I would suspect not; everything governmental seems to have been in a holding pattern since the election was called, and it’s not back to normal yet. Meanwhile, in other jurisdictions — namely Quebec — things are moving ahead quickly.

In this case, slow and steady isn’t going to win any races.

Here’s one we’re clearly losing.

As part of the plan to mitigate future electrical rates, the provincial government expects to come up with $35.5 million a year in electrical sales — sales it describes like this: “A key prospect is the data centre sector that has been growing significantly in Labrador ... ‘Data Centre’ typically refers to an energy intensive customer with computer servers or other computer equipment to store or process computer data such as Google, Apple and Amazon, and ‘block-chain’ data processing associated with cryptocurrencies such as Bitcoin.”

Problem is, the electrical infrastructure in Labrador will require expensive upgrading to handle additional data centre power demands. Not only would construction work have to start soon in order to have data centre capability in place in time for power sales to do anything to mitigate post-Muskrat rates, but before construction even begins, Newfoundland and Labrador Hydro would have to stickhandle an application to build the new infrastructure through the Public Utilities Board.

In the process, the utility would have to prove that the hard-and-fast customer demand was actually out there. The PUB is not fond of speculative construction paid for on the ratepayers’ dime. (Of course, the provincial government could simply bypass the PUB, but we’ve seen in the past just what a calamity that can be.)

But that’s not the only problem: beyond the hardware, there’s the competition.

That’s because Hydro-Québec is aggressively marketing its own data centre capabilities. The utility brought in extra-low power rates in April, along with medium-term financial incentives that drop data centre power rates to as little as 3.98 cents a kilowatt hour. That’s tough to compete with, especially because, in order to have any role in rate mitigation, power sold to data centres in this province would have to turn a profit.

In this case, slow and steady isn’t going to win any races.

Late last week, the Quebec utility announced two more steps towards locking up data centre customers. First, the utility announced that, with its involvement, the Greater Montreal area was selected as the best location in the world for data centres, beating out competition from Finland, Norway and Scotland, at the Datacloud world congress in Monaco.

A day later, the utility announced a request for proposals (RFP) for the sale of a block of up to 300 megawatts of power for blockchain data centres.

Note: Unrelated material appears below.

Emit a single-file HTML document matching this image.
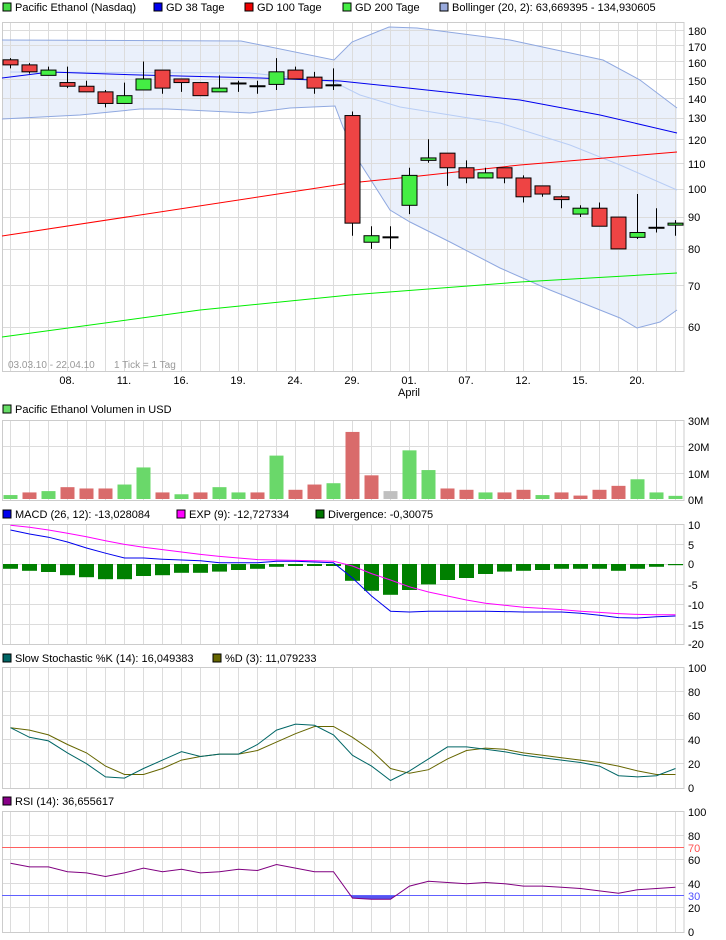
<!DOCTYPE html>
<html><head><meta charset="utf-8"><style>
body{margin:0;background:#fff;width:726px;height:940px;overflow:hidden}
svg{display:block;font-family:"Liberation Sans",Arial,sans-serif;font-size:11px}
</style></head><body>
<svg id="s" width="726" height="940" xmlns="http://www.w3.org/2000/svg">
<g id="g"></g>
<g fill="#000">
<rect x="3" y="3" width="8" height="8" fill="#44dd44" stroke="#000"/><text x="15" y="11">Pacific Ethanol (Nasdaq)</text>
<rect x="154" y="3" width="8" height="8" fill="#0000ee" stroke="#000"/><text x="166" y="11">GD 38 Tage</text>
<rect x="245" y="3" width="8" height="8" fill="#ee0000" stroke="#000"/><text x="257" y="11">GD 100 Tage</text>
<rect x="343" y="3" width="8" height="8" fill="#44ee44" stroke="#000"/><text x="355" y="11">GD 200 Tage</text>
<rect x="440" y="3" width="8" height="8" fill="#99aadd" stroke="#000"/><text x="452" y="11">Bollinger (20, 2): 63,669395 - 134,930605</text>
<text x="8" y="368" fill="#999" font-size="10">03.03.10 - 22.04.10</text><text x="114" y="368" fill="#999" font-size="10">1 Tick = 1 Tag</text>
<g text-anchor="middle"><text x="67" y="384">08.</text><text x="124" y="384">11.</text><text x="181" y="384">16.</text><text x="238" y="384">19.</text><text x="295" y="384">24.</text><text x="352" y="384">29.</text><text x="409" y="384">01.</text><text x="466" y="384">07.</text><text x="523" y="384">12.</text><text x="580" y="384">15.</text><text x="637" y="384">20.</text><text x="409" y="396">April</text></g>
<rect x="3" y="405" width="8" height="8" fill="#66dd66" stroke="#000"/><text x="15" y="413">Pacific Ethanol Volumen in USD</text>
<rect x="3" y="510" width="8" height="8" fill="#0000ee" stroke="#000"/><text x="15" y="518">MACD (26, 12): -13,028084</text>
<rect x="177" y="510" width="8" height="8" fill="#ff00ff" stroke="#000"/><text x="189" y="518">EXP (9): -12,727334</text>
<rect x="316" y="510" width="8" height="8" fill="#007700" stroke="#000"/><text x="328" y="518">Divergence: -0,30075</text>
<rect x="3" y="654" width="8" height="8" fill="#006666" stroke="#000"/><text x="15" y="662">Slow Stochastic %K (14): 16,049383</text>
<rect x="213" y="654" width="8" height="8" fill="#666600" stroke="#000"/><text x="225" y="662">%D (3): 11,079233</text>
<rect x="3" y="797" width="8" height="8" fill="#880088" stroke="#000"/><text x="15" y="805">RSI (14): 36,655617</text>
</g>
<g fill="#000" font-size="11">
<text x="688" y="35">180</text><text x="688" y="51">170</text><text x="688" y="67">160</text><text x="688" y="85">150</text><text x="688" y="103">140</text><text x="688" y="122">130</text><text x="688" y="144">120</text><text x="688" y="168">110</text><text x="688" y="193">100</text><text x="688" y="221">90</text><text x="688" y="253">80</text><text x="688" y="290">70</text><text x="688" y="331">60</text>
<text x="688" y="425">30M</text><text x="688" y="451">20M</text><text x="688" y="478">10M</text><text x="688" y="504">0M</text>
<text x="688" y="529">10</text><text x="688" y="549">5</text><text x="688" y="568">0</text><text x="688" y="589">-5</text><text x="688" y="609">-10</text><text x="688" y="629">-15</text><text x="688" y="648">-20</text>
<text x="688" y="672">100</text><text x="688" y="696">80</text><text x="688" y="720">60</text><text x="688" y="744">40</text><text x="688" y="768">20</text><text x="688" y="792">0</text>
<text x="688" y="816">100</text><text x="688" y="840">80</text><text x="688" y="852" fill="#ff5050">70</text><text x="688" y="864">60</text><text x="688" y="888">40</text><text x="688" y="900" fill="#5050ff">30</text><text x="688" y="912">20</text><text x="688" y="936">0</text>
</g>
</svg>
<script>
var g=document.getElementById('g'),h='';
function X(i){return 10.5+19*i}
function pl(pts,c,w){h+='<polyline fill="none" stroke="'+c+'" stroke-width="'+(w||1)+'" points="'+pts.map(function(p){return p.join(',')}).join(' ')+'"/>'}
function L(x1,y1,x2,y2,c){h+='<line x1="'+x1+'" y1="'+y1+'" x2="'+x2+'" y2="'+y2+'" stroke="'+c+'"/>'}
function R(x,y,w,hh,f,s){h+='<rect x="'+x+'" y="'+y+'" width="'+w+'" height="'+hh+'" fill="'+f+'"'+(s?' stroke="'+s+'"':'')+'/>'}
function PY(p){return 326.7-270.4*Math.log(p/60)}
var G='#dcdcdc';
function panel(t,b,hl){for(var i=0;i<36;i++)L(X(i),t,X(i),b,G);hl.forEach(function(y){L(2,y,684,y,G)});h+='<rect x="2.5" y="'+t+'.5" width="681.5" height="'+(b-t)+'" fill="none" stroke="#ccc"/>'}
var up=[[2,40],[241,41],[334,60],[352,42],[389,27],[417,28],[510,40],[603,60],[640,80],[677,108]];
var lo=[[2,119],[80,115],[140,109],[167,109],[250,113],[290,108],[335,106],[343,127],[360,163],[390,210],[410,222],[450,242],[500,268],[550,290],[600,310],[620,318],[637,328],[660,322],[677,310]];
var poly=up.concat(lo.slice().reverse());
h+='<polygon fill="#eaf0fb" points="'+poly.map(function(p){return p.join(',')}).join(' ')+'"/>';
var hl=[];for(var p=60;p<=180;p+=10)hl.push(Math.round(PY(p))+.5);
panel(22,371,hl);
pl(up,'#8fa8e0');pl(lo,'#8fa8e0');
pl([[10,72],[250,73],[334,82],[360,95],[400,107],[500,123],[570,145],[620,165],[677,190]],'#b8cdf5');
pl([[2,236],[350,183],[410,177],[520,165],[677,152]],'#ff0000');
pl([[2,337],[200,310],[350,295],[520,282],[677,273]],'#00ee00');
pl([[2,78],[50,72],[140,75],[260,78],[340,81],[408,88],[520,100],[600,115],[677,133]],'#0000ee');
var C=[[161,162,156,158],[158,159,153,154],[152,157,152,155],[148,157,145,146],[146,149,143,143],[143,144,135,137],[137,148,137,141],[144,160,144,150],[155,155,142,145],[150,150,143,148],[148,148,141,141],[143,152,143,145],[147.5,149,143,147.5],[146,149,142,146],[147,162,144,154],[155,157,150,150],[151,154,142,145],[146.5,156,144,146.5],[131,133,84,88],[82,87,80,84],[83.5,87,80,83.5],[94,108,91,105],[111,120,110,112],[114,114,101,108],[108,111,102,104],[104,108,104,106],[108,108,102,104],[104,105,95,97],[101,101,97,98],[97,97.5,93,96],[91,94,90,93],[93,95,87,87],[90,90,80,80],[83.5,98,83,85],[86.5,93,85,86.5],[87.5,89,84,88]];
C.forEach(function(c,i){var x=X(i);L(x,PY(c[1]),x,PY(c[2]),'#000');
if(c[0]==c[3]){h+='<line x1="'+(x-8)+'" y1="'+PY(c[0])+'" x2="'+(x+8)+'" y2="'+PY(c[0])+'" stroke="#000" stroke-width="2"/>';}
else{var t=PY(Math.max(c[0],c[3])),b=PY(Math.min(c[0],c[3]));R(x-7.5,t,15,Math.max(b-t,2),c[3]>c[0]?'#44ee44':'#ee4444','#000');}});
panel(420,500,[420.5,446.5,473.5]);
var V=[1.5,2.5,3,4.5,4,4,5.5,12,2.5,1.8,2.5,4.5,2.5,2.5,16.5,3.5,5.5,6,25.5,9,3,18.5,11,4,3.5,2.5,2.5,3.5,1.5,2.5,1.3,3.5,5,7.5,2.5,1.2];
var VC='grgrrrggrgrggrgrrgrrxggrrgrrgrrrrggg';
V.forEach(function(v,i){var hh=v*2.63;R(X(i)-7,499-hh,14,hh,VC[i]=='g'?'#6ad86a':VC[i]=='r'?'#d96b6b':'#c0c0c0')});
function MY(v){return 564-4*v}
panel(524,644,[524.5,544.5,564.5,584.5,604.5,624.5]);
var D=[-1.2,-1.7,-2,-2.8,-3.3,-3.8,-3.8,-3,-2.8,-2.2,-2.2,-1.9,-1.5,-1.2,-0.7,-0.5,-0.5,-0.5,-4.2,-6.7,-7.7,-6.5,-5.1,-4,-3.5,-2.5,-1.9,-1.7,-1.5,-1.2,-1.2,-1.2,-1.7,-1.2,-0.7,-0.3];
D.forEach(function(v,i){R(X(i)-7.5,564,15,-v*4,'#008000')});
var M=[8.5,7.5,6.7,5.5,4,2.7,1.5,1.5,1.2,1,0.8,0.3,0.3,0.3,0.7,0.7,0.5,0.3,-3.5,-8,-11.8,-12,-11.8,-11.8,-11.8,-11.8,-11.9,-12,-12,-12,-12.3,-12.8,-13.4,-13.5,-13.2,-13];
var E=[9.7,9.2,8.5,7.7,6.8,5.8,4.9,4.2,3.6,3,2.4,1.9,1.5,1.1,1,0.9,0.8,0.7,-0.5,-2.4,-4,-5.7,-7,-8,-9,-9.8,-10.3,-10.8,-11.1,-11.4,-11.8,-12.1,-12.4,-12.6,-12.7,-12.7];
pl(E.map(function(v,i){return[X(i),MY(v)]}),'#ff00ff');
pl(M.map(function(v,i){return[X(i),MY(v)]}),'#0000ee');
function SY(v){return 787.7-1.2*v}
panel(667,788,[667.5,691.5,715.5,739.5,763.5]);
var K=[50,42,39,29,20,9,8,16,23,30,26,28,28,36,48,53,52,44,27,18,6,14,24,34,34,32,30,27,25,23,21,18,10,9,10,16];
var DD=[50,48,44,36,29,18,11,11,16,23,26,28,28,31,38,45,51,51,42,31,16,12,15,24,31,33,32,29,27,25,23,21,18,14,11,11];
pl(DD.map(function(v,i){return[X(i),SY(v)]}),'#666600');
pl(K.map(function(v,i){return[X(i),SY(v)]}),'#006666');
function RY(v){return 931.7-1.2*v}
panel(811,932,[811.5,835.5,859.5,883.5,907.5]);
L(2,847.5,684,847.5,'#ff6060');
var RS=[57,54,54,50,49,46,49,53,50,52,49,50,52,51,56,53,50,50,28,27,27,38,42,41,40,41,40,38,38,37,36,34,32,35,36,37];
h+='<polygon fill="#5555ee" points="'+X(17.9)+','+RY(30)+' '+X(18)+','+RY(28)+' '+X(19)+','+RY(27)+' '+X(20)+','+RY(27)+' '+X(20.3)+','+RY(30)+'"/>';
L(2,895.5,684,895.5,'#6060ff');
pl(RS.map(function(v,i){return[X(i),RY(v)]}),'#800080');
g.innerHTML=h;
</script>
</body></html>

The new RFP is more of an economic development initiative than a direct money-maker — the bidders will be rated based primarily on the number of direct jobs they create in Quebec, the size of their payroll, and the total capital investment.

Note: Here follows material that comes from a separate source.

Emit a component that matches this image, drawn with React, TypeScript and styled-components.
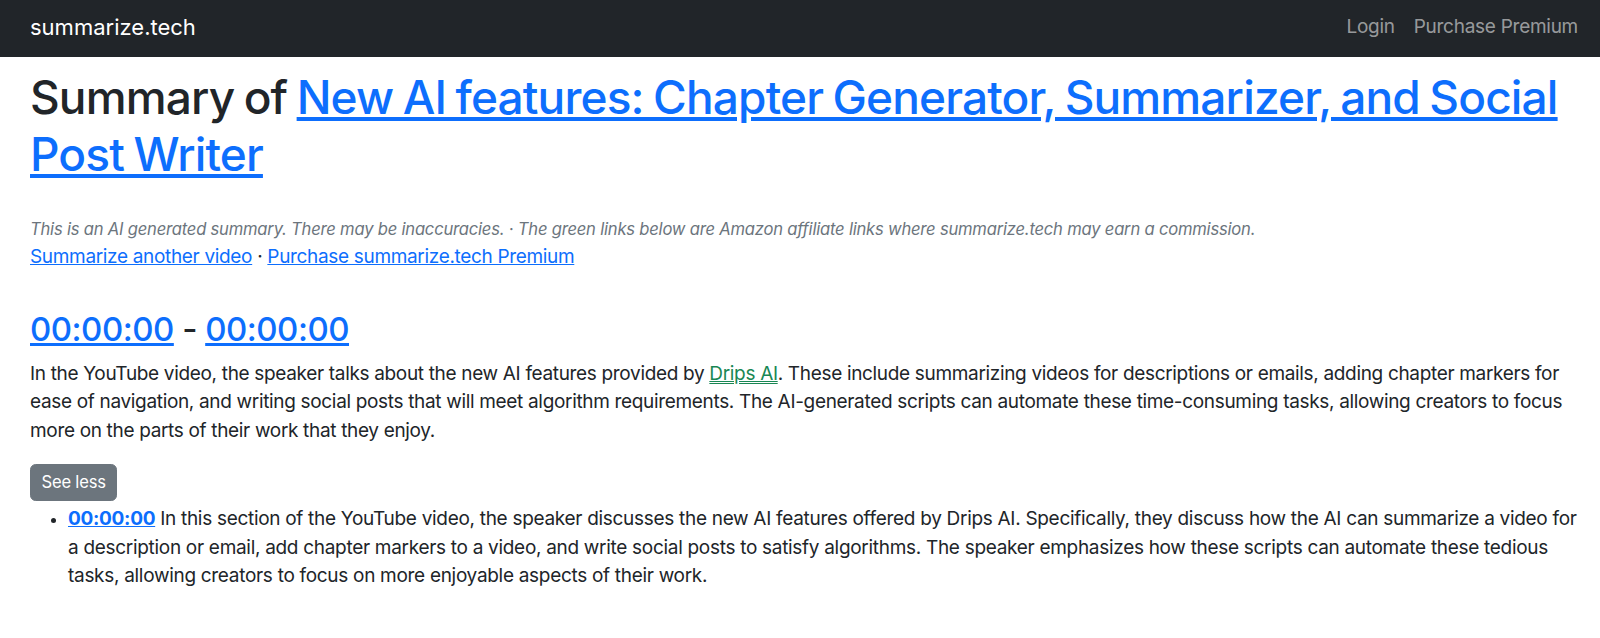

In our market, the only data-centre-competitive power is reselling the available remaining part of the recall block of Upper Churchill power — and there’s less power left in that block than the 300 megawatts Hydro-Québec is using as an economic development tool.

And we don’t really have the infrastructure in place to serve those mythical data centre customers yet. Things have to get on track, and quickly, too — before potential customers end up somewhere else instead.

The blockchain bus we’re counting on for $35 million a year in rate mitigation may have already gone by our stop. So where’s the money going to come from instead?